Nuestra sensibilidad para con los perdedores es, desde luego, una cierta ganancia, pero nuestra falta de indulgencia con quienes protagonizaron la historia no solo desatiende todo lo que les debemos, sino que es signo de un puritanismo de nuevo cuño que se tiene a sí mismo como la unidad de medida de lo aceptable e inaceptable en cualquier otro momento de la historia.

Esta indisimulable y pueril conciencia de superioridad histórica no solo pone al descubierto hasta qué punto carecemos de sentido histórico, sino que nos configura como unos intolerantes capaces de llevar sus ajustes pendencieros hasta los primeros pobladores del mundo, a los que inculpamos de todo cuanto nuestra supuesta superioridad moral ha venido a declarar inadmisible.

A nuestro lado, y a su pesar, hasta Nietzsche parecer ser un apóstol de la indulgencia compasiva cuando denunció que nuestro delito con el delincuente es tratarlo como si fuera un bellaco, cuando en realidad la vida todos, sobre todo la de los débiles, la guía la necesidad causada por la morfología de las pasiones de su época.

Es cierto que aplicamos a nuestros delincuentes esa indulgencia exculpatoria que más bien los toma por víctimas de nuestros sistemas sociales, es decir, que toma a los delincuentes por víctimas de los demás. Pero para los hombres de otros tiempos nos reservamos la inculpación de responsabilidades personales inapelables por lo que fueron sus épocas. Es decir, hemos exculpado a nuestros delincuentes e inculpado sin atenuante alguno a los hombres ilustres de todas las demás épocas.

Ese rigorismo histórico neopuritano es un fanatismo que se alimenta a medias de la altivez de nuestra supuesta superioridad moral, y a medias de nuestra ignorancia y falta de comprensión histórica. La suma arroja una fanatización del juicio moral que se vuelve tumulto lapidador.

Por eso si un actor ha sido acusado con verosimilitud de abusos no nos contentamos con denostarlo u obligarle a reconocerlo y satisfacer los daños, sino que borramos su imagen de las películas en las que estaba interviniendo y hasta cualquier otra cosa apreciable que hubiera hecho se destruye o se arrincona. Como Stalin con sus colaboradores, vamos cambiando la foto y la historia según sus protagonistas van cayendo en desgracia.

Por lo mismo, nadie osará disfrutar o admirar la voz y la interpretación de un tenor completamente excepcional si hay en su vida aspectos poco edificantes y hasta despreciables. La muerte civil irredimible es el destino de todo el que incurra en una de las nuevas herejías cuya pena es la hoguera alimentada por incendiarios comisarios morales y los medios que los alientan.

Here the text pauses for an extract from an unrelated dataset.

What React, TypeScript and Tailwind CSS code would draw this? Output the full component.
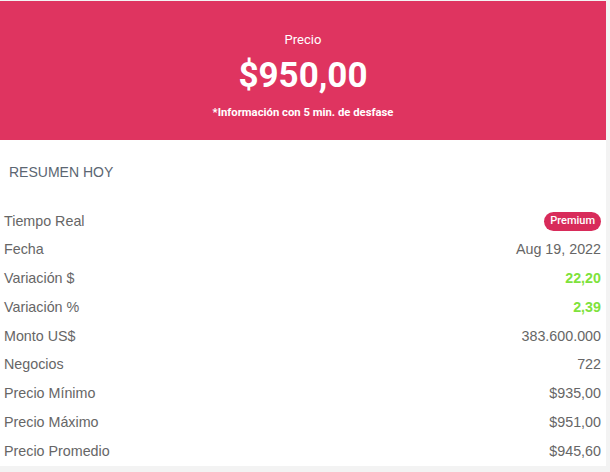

Llevamos camino de convertirnos en una de las épocas más estrechas y cerriles por nuestra incapacidad para denunciar el mal sin acabar con el culpable. Toda nuestra supuesta altura moral ha quedado reducida a no consumar su aniquilación física, aunque seguramente no nos parecería desproporcionado que lo hicieran por sí mismos. A tal punto puede llegar la vileza.

¿Quién podrá todavía a la «altura» de nuestro tiempo compadecer a Otelo que consumido por los celos causó la desgracia de la mujer a la que amaba y la suya propia, sin vituperar a Shakespeare por representar un crimen de género racializado y en el contexto de una sociedad patriarcal de mujeres reducidas a la fidelidad conyugal? ¿Y cuánta penetración del mal y de la debilidad humana perdemos por esa incapacidad? ¿Y cuánto buen juicio y sentido histórico nos impedimos?

La altura convertida en altivez nos embrutece.